Here is the Dang family chapel
Here is their altar – there is a female Buddha on it that you may be able to see above the mantle. The story of the female Buddha is much like the male – she left a life of wealth and privilege to seek spiritual enlightenment. Here is the difference: when it was time for the female Buddha to reach Nirvana, she heard someone crying for help on earth and left her chance of Nirvana to respond to need in the world.

This part of the world is subject to regular floods and Yen showed me some of the marks where the water came into the house in past years and also showed me the ladder the Dang family uses to climb into the attic where they stay until the flood waters subside. This is not unlike what friends and family in my home state of Louisiana sometimes have to do.

Here are Mr. and Mrs. Dang. She is in her late eighties and he is in his nineties – they are the oldest couple in the village. In the late 1960s during the Vietnam war, he was a spy for the Viet Cong and was captured, imprisoned, and tortured by the south.
We stopped by a place where ocean-going boats are made. These boats are made of teak wood, which now must be imported, as so much of it has been depleted in Vietnam. There are no written plans for these boats, rather, the way of making them is passed from one generation to the next
This is a finished boat – it seems small to take out on the ocean

Our next stop was at the home of some folks who make sleeping mats out of reeds that grow in the water. Their house is pretty rudimentary and is a kind of an open-air affair. It doesn’t get cold here as it does in the north of the country, still, there are times when one wants the weather kept out and this house didn’t look like it could do this very well. The eldest lady in the family is 100 years old and has been making these sleeping mats since she was 5 years old — 95 years of making sleeping mats! The mats are sold to middlemen, so the people making them don’t earn a lot. Many of these sleeping mats are machine made now, in fact, the folks who make the sleeping mats sleep on a machine made one. I asked why, and Yen told me that it’s because the loom they have only makes the size mat for a single or twin size bed and they have a double. Their beds are either bamboo slats or a flat piece of wood – no pillow top mattresses!

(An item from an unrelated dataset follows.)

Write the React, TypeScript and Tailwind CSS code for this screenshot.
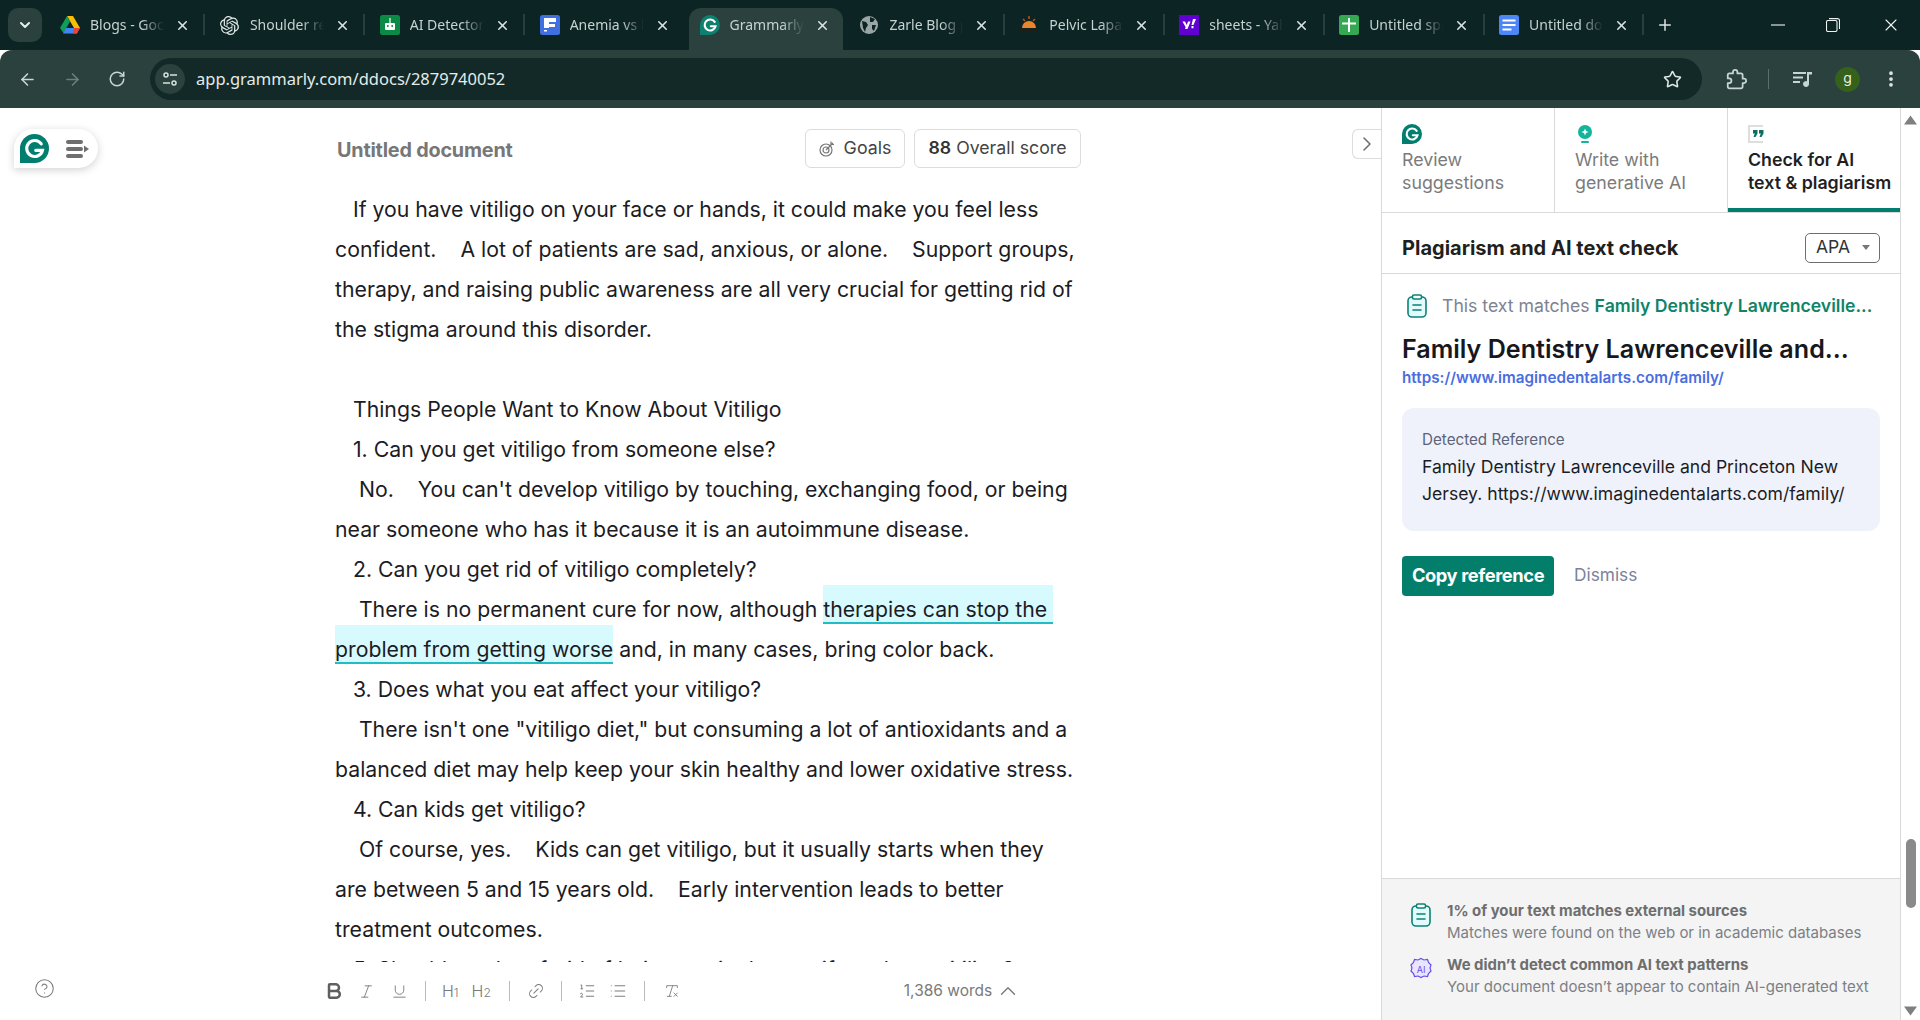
import { ArrowLeft, ArrowRight, ChevronDown, ChevronRight, ChevronUp, EllipsisVertical, Plus, RotateCw, Star, X, Bold, Italic, Underline, Link2, ListOrdered, List, RemoveFormatting, CircleHelp } from "lucide-react";
import { SiOpenai } from "react-icons/si";
import type { ReactNode } from "react";

function GrammarlyLogo({ size = 24, color = "#027e6f" }: { size?: number; color?: string }) {
  return (
    <svg width={size} height={size} viewBox="0 0 24 24">
      <path d="M12 0a12 12 0 1 1 0 24H0V12A12 12 0 0 1 12 0z" fill={color} />
      <path d="M17.6 8.2A6.6 6.6 0 1 0 18.6 13.5H13" fill="none" stroke="#fff" strokeWidth="2.6" strokeLinecap="round" />
    </svg>
  );
}

function DriveIcon() {
  return (
    <svg width="20" height="18" viewBox="0 0 20 18">
      <path d="M7 0h6l7 12h-6z" fill="#fbbc04" />
      <path d="M7 0l3 5.5L3.5 17 0 12z" fill="#0f9d58" />
      <path d="M6 12h14l-3.2 5.5H3z" fill="#4285f4" />
      <path d="M20 12l-3.2 5.5H13l1-5.5z" fill="#ea4335" />
    </svg>
  );
}

function DocIcon({ color, children }: { color: string; children: ReactNode }) {
  return (
    <svg width="20" height="20" viewBox="0 0 20 20">
      <rect width="20" height="20" rx="2.5" fill={color} />
      {children}
    </svg>
  );
}

function ClipboardIcon() {
  return (
    <svg width="20" height="24" viewBox="0 0 20 24" fill="#e2fbfb" stroke="#0b8277" strokeWidth="1.6">
      <rect x="1" y="3" width="18" height="20" rx="4" />
      <rect x="5.5" y="1" width="9" height="4" rx="1.5" fill="#fff" />
      <path d="M6 11h8M6 16h8" strokeLinecap="round" />
    </svg>
  );
}

const tabs: { title: string; icon: ReactNode; active?: boolean; hideSep?: boolean }[] = [
  { title: "Blogs - Google Drive", icon: <DriveIcon /> },
  { title: "Shoulder replacement", icon: <SiOpenai className="h-[19px] w-[19px] text-[#dfe7e5]" /> },
  {
    title: "AI Detector tool",
    icon: (
      <DocIcon color="#0b8a46">
        <rect x="5" y="8" width="10" height="7" rx="1" fill="#fff" />
        <rect x="9.4" y="3" width="1.2" height="5" fill="#fff" />
        <circle cx="7.8" cy="11" r="1" fill="#0b8a46" />
        <circle cx="12.2" cy="11" r="1" fill="#0b8a46" />
      </DocIcon>
    ),
  },
  {
    title: "Anemia vs leukemia",
    icon: (
      <DocIcon color="#3f6fe0">
        <path d="M4 3h12v4H9v2h6v3H9v1H4z" fill="#fff" />
        <rect x="4" y="15" width="3" height="1.5" fill="#fff" />
      </DocIcon>
    ),
    hideSep: true,
  },
  { title: "Grammarly document", icon: <GrammarlyLogo size={20} color="#0d8070" />, active: true, hideSep: true },
  {
    title: "Zarle Blog post",
    icon: (
      <svg width="20" height="20" viewBox="0 0 20 20">
        <circle cx="10" cy="10" r="9" fill="#9aa6a5" />
        <path d="M3 6l4 1 2 3-2 3-1 4-2-4zM11 2l5 2-2 3-3 0zM13 10l4 0-2 6-2-2z" fill="#0c2524" />
      </svg>
    ),
  },
  {
    title: "Pelvic Laparoscopy",
    icon: (
      <svg width="20" height="20" viewBox="0 0 20 20">
        <path d="M3 13a7 7 0 0 1 14 0z" fill="#e9862c" />
        <path d="M10 1v3M4 4l2 2M16 4l-2 2" stroke="#b5561c" strokeWidth="1.5" />
        <rect x="1" y="14" width="18" height="3" fill="#241b12" />
      </svg>
    ),
  },
  {
    title: "sheets - Yahoo Search",
    icon: (
      <svg width="20" height="20" viewBox="0 0 20 20">
        <rect width="20" height="20" fill="#5f01d1" />
        <path d="M3.5 6.5h2.6l1.5 3.6 1.5-3.6h2.5L8.5 14H6l.7-1.8z" fill="#fff" />
        <path d="M14 4h3l-2.5 6h-2zM12.5 11h2v2.3h-2z" fill="#fff" />
      </svg>
    ),
  },
  {
    title: "Untitled spreadsheet",
    icon: (
      <DocIcon color="#34a853">
        <path d="M9 3h2v4.5h6v2h-6V17H9V9.500H3v-2h6z" fill="#fff" />
      </DocIcon>
    ),
  },
  {
    title: "Untitled document",
    icon: (
      <DocIcon color="#4d86f7">
        <path d="M3.5 4.5h13v2h-13zM3.5 9h13v2h-13zM3.5 13.5h9v2h-9z" fill="#fff" />
      </DocIcon>
    ),
  },
];

function ChromeTab({ title, icon, active, showSep }: { title: string; icon: ReactNode; active?: boolean; showSep: boolean }) {
  return (
    <div
      className={`relative flex shrink-0 items-center pl-[11px] ${
        active ? "mr-[5.9px] mt-[8px] h-[42px] w-[154px] rounded-t-[12px] bg-[#2a413e] pb-[8px]" : "h-[50px] w-[159.9px]"
      }`}
    >
      <span className="flex w-[20px] items-center justify-center">{icon}</span>
      <span className="ml-[10px] w-[74px] overflow-hidden whitespace-nowrap text-[14px] leading-[20px] text-[#c6d3d0] [mask-image:linear-gradient(to_right,black_70%,transparent_100%)]">
        {title}
      </span>
      <X className="ml-[11px] h-[15px] w-[15px] text-[#dbe5e3]" strokeWidth={2.5} />
      {showSep && <span className="absolute right-[3.5px] top-[14px] h-[21px] w-[2px] bg-[#2a3f3d]" />}
    </div>
  );
}

const highlight = "border-b-2 border-[#24bcc4] bg-[#d6fafd] pt-[11px]";

const lines: ReactNode[] = [
  "   If you have vitiligo on your face or hands, it could make you feel less",
  "confident.    A lot of patients are sad, anxious, or alone.    Support groups,",
  "therapy, and raising public awareness are all very crucial for getting rid of",
  "the stigma around this disorder.",
  " ",
  "   Things People Want to Know About Vitiligo",
  "   1. Can you get vitiligo from someone else?",
  "    No.    You can't develop vitiligo by touching, exchanging food, or being",
  "near someone who has it because it is an autoimmune disease.",
  "   2. Can you get rid of vitiligo completely?",
  <>
    {"    There is no permanent cure for now, although "}
    <span className={highlight}>{"therapies can stop the "}</span>
  </>,
  <>
    <span className={highlight}>problem from getting worse</span>
    {" and, in many cases, bring color back."}
  </>,
  "   3. Does what you eat affect your vitiligo?",
  "    There isn't one \"vitiligo diet,\" but consuming a lot of antioxidants and a",
  "balanced diet may help keep your skin healthy and lower oxidative stress.",
  "   4. Can kids get vitiligo?",
  "    Of course, yes.    Kids can get vitiligo, but it usually starts when they",
  "are between 5 and 15 years old.    Early intervention leads to better",
  "treatment outcomes.",
  "   5. Should you be afraid of being out in the sun if you have vitiligo?",
];

function SideTab({ icon, first, second, active }: { icon: ReactNode; first: string; second: string; active?: boolean }) {
  return (
    <div
      className={`flex h-[104px] flex-col border-r border-[#d9d9d9] pl-[20px] pt-[16px] last:border-r-0 ${
        active ? "border-b-[4px] border-b-[#027e6f]" : ""
      }`}
    >
      <span className="flex h-[20px] items-center">{icon}</span>
      <span className={`mt-[4px] text-[17.8px] leading-[23px] ${active ? "font-semibold text-[#1f1f1f]" : "text-[#7b7b7b]"}`}>
        {first}
        <br />
        {second}
      </span>
    </div>
  );
}

function FooterItem({ icon, title, text }: { icon: ReactNode; title: string; text: string }) {
  return (
    <div className="flex items-start">
      <span className="mt-[2px] flex w-[24px] justify-center">{icon}</span>
      <div className="ml-[14px]">
        <div className="text-[14.9px] font-bold leading-[21px] text-[#6e6e6e]">{title}</div>
        <div className="text-[15px] leading-[22px] text-[#7c7f85]">{text}</div>
      </div>
    </div>
  );
}

export default function App() {
  return (
    <div className="flex h-[1020px] w-[1920px] flex-col overflow-hidden bg-white font-['Inter',sans-serif]">
      {/* browser tab strip */}
      <div className="flex h-[50px] shrink-0 items-start bg-[#0c2423] font-['Noto_Sans',sans-serif]">
        <div className="ml-[8px] mr-[7px] mt-[8px] flex h-[34px] w-[34px] shrink-0 items-center justify-center rounded-[10px] bg-[#2a413e]">
          <ChevronDown className="h-[16px] w-[16px] text-[#e6eeec]" strokeWidth={3} />
        </div>
        {tabs.map((t) => (
          <ChromeTab key={t.title} title={t.title} icon={t.icon} active={t.active} showSep={!t.active && !t.hideSep} />
        ))}
        <Plus className="ml-[8px] mt-[16px] h-[18px] w-[18px] text-[#dbe5e3]" strokeWidth={2} />
        <div className="ml-auto flex h-[50px] items-center text-[#eef3f2]">
          <svg className="mr-[41px]" width="14" height="14" viewBox="0 0 14 14" stroke="currentColor" strokeWidth="1.1">
            <path d="M0 7h14" />
          </svg>
          <svg className="mr-[41px]" width="14" height="14" viewBox="0 0 14 14" fill="none" stroke="currentColor" strokeWidth="1.1">
            <rect x="0.5" y="2.5" width="10.5" height="11" rx="1.5" />
            <path d="M3 .6h8.5a2 2 0 0 1 2 2V11" />
          </svg>
          <X className="mr-[19px] h-[20px] w-[20px]" strokeWidth={1.3} />
        </div>
      </div>

      {/* browser toolbar */}
      <div className="flex h-[58px] shrink-0 items-center rounded-t-[12px] bg-[#2a413e] text-[#c8d6d3]">
        <ArrowLeft className="ml-[18px] h-[19px] w-[19px]" strokeWidth={2} />
        <ArrowRight className="ml-[26px] h-[19px] w-[19px] text-[#6c817e]" strokeWidth={2} />
        <RotateCw className="ml-[26px] h-[18px] w-[18px]" strokeWidth={2} />
        <div className="ml-[24px] flex h-[42px] w-[1552px] items-center rounded-full bg-[#122927] pl-[5px]">
          <span className="flex h-[30px] w-[30px] items-center justify-center rounded-full bg-[#2a413e]">
            <svg width="16" height="16" viewBox="0 0 16 16" fill="none" stroke="#d6e2df" strokeWidth="1.5">
              <circle cx="4" cy="4" r="2" />
              <path d="M8 4h7M1 12h7" />
              <circle cx="12" cy="12" r="2" />
            </svg>
          </span>
          <span className="ml-[11px] font-['Noto_Sans',sans-serif] text-[16.5px] text-[#e2ecea]">
            app.grammarly.com/ddocs/2879740052
          </span>
          <Star className="ml-auto mr-[20px] h-[19px] w-[19px] text-[#dfe7e5]" strokeWidth={2} />
        </div>
        <svg className="ml-[24px]" width="21" height="21" viewBox="0 0 24 24" fill="none" stroke="currentColor" strokeWidth="2" strokeLinejoin="round">
          <path d="M20.5 11H19V7c0-1.1-.9-2-2-2h-4V3.5C13 2.12 11.88 1 10.5 1S8 2.12 8 3.5V5H4c-1.1 0-2 .9-2 2v3.8h1.500c1.49 0 2.7 1.21 2.7 2.7s-1.21 2.7-2.7 2.7H2V20c0 1.1.9 2 2 2h13c1.1 0 2-.9 2-2v-4h1.500c1.38 0 2.5-1.12 2.5-2.5S21.88 11 20.500 11z" />
        </svg>
        <span className="ml-[21px] h-[20px] w-[1px] bg-[#5a6e6b]" />
        <svg className="ml-[23px]" width="21" height="21" viewBox="0 0 21 21" fill="currentColor">
          <rect x="1" y="3" width="13" height="2" />
          <rect x="1" y="7.5" width="10" height="2" />
          <rect x="1" y="12" width="7" height="2" />
          <path d="M15 3h5v2.5h-3V15a3 3 0 1 1-2-2.800z" />
        </svg>
        <span className="ml-[22px] flex h-[25px] w-[25px] items-center justify-center rounded-full bg-[#35611b] pb-[3px] text-[14px] text-[#e8f0e4]">
          g
        </span>
        <EllipsisVertical className="ml-[21px] h-[20px] w-[20px] text-[#dfe7e5]" strokeWidth={2.5} />
      </div>

      <div className="relative flex min-h-0 flex-1">
        {/* floating grammarly pill */}
        <div className="absolute left-[14px] top-[21px] flex h-[39px] w-[84px] items-center rounded-[20px] rounded-bl-none bg-white pl-[6px] shadow-[0_2px_8px_rgba(0,0,0,0.18)]">
          <GrammarlyLogo size={29} />
          <svg className="ml-[17px]" width="24" height="18" viewBox="0 0 24 18" fill="#6f6f6f">
            <rect y="0" width="17" height="4" rx="2" />
            <rect y="7" width="17" height="4" rx="2" />
            <rect y="14" width="17" height="4" rx="2" />
            <path d="M18 5.5l5 3.5-5 3.5z" />
          </svg>
        </div>

        {/* editor */}
        <div className="relative flex min-w-0 flex-1 flex-col">
          <div className="absolute right-0 top-[21px] flex h-[30px] w-[29px] items-center justify-center rounded-l-[6px] border border-r-0 border-[#dcdcdc] bg-white">
            <ChevronRight className="h-[24px] w-[24px] text-[#6b6b6b]" strokeWidth={1.5} />
          </div>
          <div className="min-h-0 flex-1 overflow-hidden pl-[335px]">
            <div className="flex h-[81px] w-[746px] items-start justify-between pl-[2px] pt-[21px]">
              <span className="mt-[9px] text-[19.8px] font-bold leading-[24px] tracking-[-0.2px] text-[#777]">Untitled document</span>
              <div className="flex gap-[9px]">
                <div className="flex h-[39px] w-[100px] items-center justify-center rounded-[6px] border border-[#dcdcdc] text-[17.8px] text-[#444]">
                  <svg className="mr-[9px]" width="16" height="16" viewBox="0 0 16 16" fill="none" stroke="#777" strokeWidth="1.2">
                    <circle cx="7" cy="9" r="6" />
                    <circle cx="7" cy="9" r="3" />
                    <path d="M7 9l7-7M12 0.5v3h3" />
                  </svg>
                  Goals
                </div>
                <div className="flex h-[39px] w-[167px] items-center justify-center rounded-[6px] border border-[#dcdcdc] text-[17.7px] text-[#444]">
                  <span className="mr-[5px] font-semibold text-[#333]">88</span>Overall score
                </div>
              </div>
            </div>
            <div className="whitespace-pre text-[21.25px] leading-[40px] text-[#1c1c24]">
              {lines.map((line, i) => (
                <div key={i} className="h-[40px]">
                  {line}
                </div>
              ))}
            </div>
          </div>
          {/* bottom format bar */}
          <div className="flex h-[58px] shrink-0 items-center bg-white text-[#7a7a7a]">
            <CircleHelp className="mb-[5px] ml-[34px] h-[21px] w-[21px]" strokeWidth={1.2} />
            <Bold className="ml-[269px] h-[20px] w-[20px] text-[#5f5f5f]" strokeWidth={3} />
            <Italic className="ml-[14px] h-[17px] w-[17px]" strokeWidth={1.3} />
            <Underline className="ml-[16px] h-[17px] w-[17px]" strokeWidth={1.3} />
            <span className="ml-[17px] h-[20px] w-px bg-[#bbb]" />
            <span className="ml-[16px] text-[16px] font-light">
              H<span className="text-[12px]">1</span>
            </span>
            <span className="ml-[13px] text-[16px] font-light">
              H<span className="text-[12px]">2</span>
            </span>
            <span className="ml-[18px] h-[20px] w-px bg-[#bbb]" />
            <Link2 className="ml-[17px] h-[18px] w-[18px] -rotate-45" strokeWidth={1.3} />
            <span className="ml-[16px] h-[20px] w-px bg-[#bbb]" />
            <ListOrdered className="ml-[16px] h-[18px] w-[18px]" strokeWidth={1.3} />
            <List className="ml-[13px] h-[18px] w-[18px]" strokeWidth={1.3} />
            <span className="ml-[17px] h-[20px] w-px bg-[#bbb]" />
            <RemoveFormatting className="ml-[19px] h-[16px] w-[16px]" strokeWidth={1.3} />
            <span className="ml-[224px] text-[15.5px]">1,386 words</span>
            <ChevronUp className="ml-[3px] h-[26px] w-[26px]" strokeWidth={1.3} />
          </div>
        </div>

        {/* grammarly sidebar */}
        <div className="flex w-[519px] shrink-0 flex-col border-l border-[#d9d9d9]">
          <div className="grid h-[105px] shrink-0 grid-cols-[173px_173px_1fr] border-b border-[#d9d9d9]">
            <SideTab icon={<GrammarlyLogo size={20} />} first="Review" second="suggestions" />
            <SideTab
              icon={
                <svg width="20" height="20" viewBox="0 0 20 20">
                  <circle cx="10" cy="8" r="7" fill="#11b59b" />
                  <path d="M10 4.5l1 2.5 2.5 1-2.5 1-1 2.5-1-2.5-2.5-1 2.5-1z" fill="#fff" />
                  <rect x="6" y="17" width="8" height="2" rx="1" fill="#11b59b" />
                </svg>
              }
              first="Write with"
              second="generative AI"
            />
            <SideTab
              icon={
                <svg width="17" height="18" viewBox="0 0 17 18">
                  <path d="M0 0h15v2H2v14h13v2H0z" fill="#dedede" />
                  <path d="M5 5h4.5v3.5L7.5 12H5.5l1.3-3.5H5zM11 5h4.5v3.5L13.5 12h-2l1.3-3.5H11z" fill="#0a6f62" />
                </svg>
              }
              first="Check for AI"
              second="text & plagiarism"
              active
            />
          </div>
          <div className="flex h-[61px] shrink-0 items-center justify-between border-b border-[#d9d9d9] pl-[20px] pr-[20px] pt-[9px]">
            <span className="text-[20px] font-bold text-[#1f1f1f]">Plagiarism and AI text check</span>
            <div className="flex h-[30px] w-[75px] items-center rounded-[5px] border border-[#6e6e6e] pl-[10px] text-[17.5px] text-[#333]">
              APA
              <span className="ml-[12px] h-0 w-0 border-x-[4px] border-t-[5px] border-x-transparent border-t-[#777]" />
            </div>
          </div>
          <div className="min-h-0 flex-1 px-[20px]">
            <div className="mt-[20px] flex h-[24px] items-center">
              <span className="ml-[5px]">
                <ClipboardIcon />
              </span>
              <span className="ml-[15px] whitespace-nowrap text-[17.65px] text-[#7e8392]">
                This text matches <span className="font-semibold text-[#0f8468]">Family Dentistry Lawrenceville...</span>
              </span>
            </div>
            <div className="mt-[14px] whitespace-nowrap text-[25.1px] font-semibold leading-[34px] text-[#17181c]">
              Family Dentistry Lawrenceville and...
            </div>
            <div className="mt-[2px] text-[15.25px] font-semibold leading-[20px] text-[#4a6ee0]">
              https://www.imaginedentalarts.com/family/
            </div>
            <div className="mt-[20px] h-[123px] rounded-[12px] bg-[#eff2fb] px-[20px] pt-[22px]">
              <div className="text-[15.2px] leading-[20px] text-[#5c6378]">Detected Reference</div>
              <div className="mt-[4px] text-[17.6px] leading-[26.5px] text-[#1c1c24]">
                Family Dentistry Lawrenceville and Princeton New
                <br />
                Jersey. https://www.imaginedentalarts.com/family/
              </div>
            </div>
            <div className="mt-[25px] flex items-center">
              <div className="flex h-[40px] w-[152px] items-center justify-center rounded-[4px] bg-[#027e6b] text-[18.3px] font-bold tracking-[-0.4px] text-white">
                Copy reference
              </div>
              <span className="mb-[2px] ml-[20px] text-[17.3px] text-[#7c8299]">Dismiss</span>
            </div>
          </div>
          <div className="flex h-[142px] shrink-0 flex-col gap-[11px] border-t border-[#d9d9d9] bg-[#f4f4f4] pl-[27px] pt-[22px]">
            <FooterItem icon={<ClipboardIcon />} title="1% of your text matches external sources" text="Matches were found on the web or in academic databases" />
            <FooterItem
              icon={
                <svg width="24" height="24" viewBox="0 0 24 24" fill="#e9e6ff" stroke="#6a4bea" strokeWidth="1.2">
                  <path d="M12 1.5l3 1.5 3.5-.5 1 3 2.5 2.5-1 3 1 3-2.5 2.5-1 3-3.5-.5-3 1.5-3-1.5-3.5.5-1-3L2 14l1-3-1-3 2.5-2.5 1-3 3.5.5z" />
                  <text x="12" y="15.5" textAnchor="middle" fontSize="9" fill="#6a4bea" stroke="none">
                    AI
                  </text>
                </svg>
              }
              title="We didn’t detect common AI text patterns"
              text="Your document doesn’t appear to contain AI-generated text"
            />
          </div>
        </div>

        {/* page scrollbar */}
        <div className="flex w-[20px] shrink-0 flex-col items-center border-l border-[#d9d9d9] bg-white pt-[7px]">
          <svg className="shrink-0" width="13" height="10" viewBox="0 0 13 10" fill="#7f7f7f">
            <path d="M6.5 0.5L13 9.5H0z" />
          </svg>
          <span className="ml-[1px] mt-[714px] h-[69px] w-[10px] shrink-0 rounded-full bg-[#8a8a8a]" />
          <svg className="mt-[98px] shrink-0" width="13" height="10" viewBox="0 0 13 10" fill="#7f7f7f">
            <path d="M0 0.5h13L6.5 9.5z" />
          </svg>
        </div>
      </div>
    </div>
  );
}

This lady is 100 years old and has been making these sleeping mats since she was five! Notice that she is not behind the loom, she is squatting on it – she is amazingly flexible, especially for her age!
And here is a finished mat – it takes three hours to make one, and the ladies making them work fast!

Our final stop was at the home of the man in the village who makes rice wine. Yen showed me how he uses the brown rice, then ferments it over several days. She showed me the bubbling of the fermented product in with the rice. The man is also the village healer and he has many jars of herbs and other remedies, including a bottle of rice wine with a scorpion it and another with geckos in it. These remedies are used to treat a wide variety of maladies, including infertility, and can also increase libido.

Making the rice wine – you can see the bubbling of the fermentation in the middle. At the end of the process, what’s left of the rice is used as pig feed. As you might imagine, this creates some happy pigs! Nothing is wasted in this culture.
Rice wine medicines – the one on the left has a scorpion in it and the one on the right has geckos

Too soon the tour was over and it was time to ride the ferry back to Hoi An. We took a special local ferry and the operator was completely prepared to take our bikes.  The tour was one of the most interesting experiences I’ve had in our travels and I was very impressed with all of it. In fact, we’ve signed up for another Grasshopper bike tour when we get to Siem Reap, Cambodia.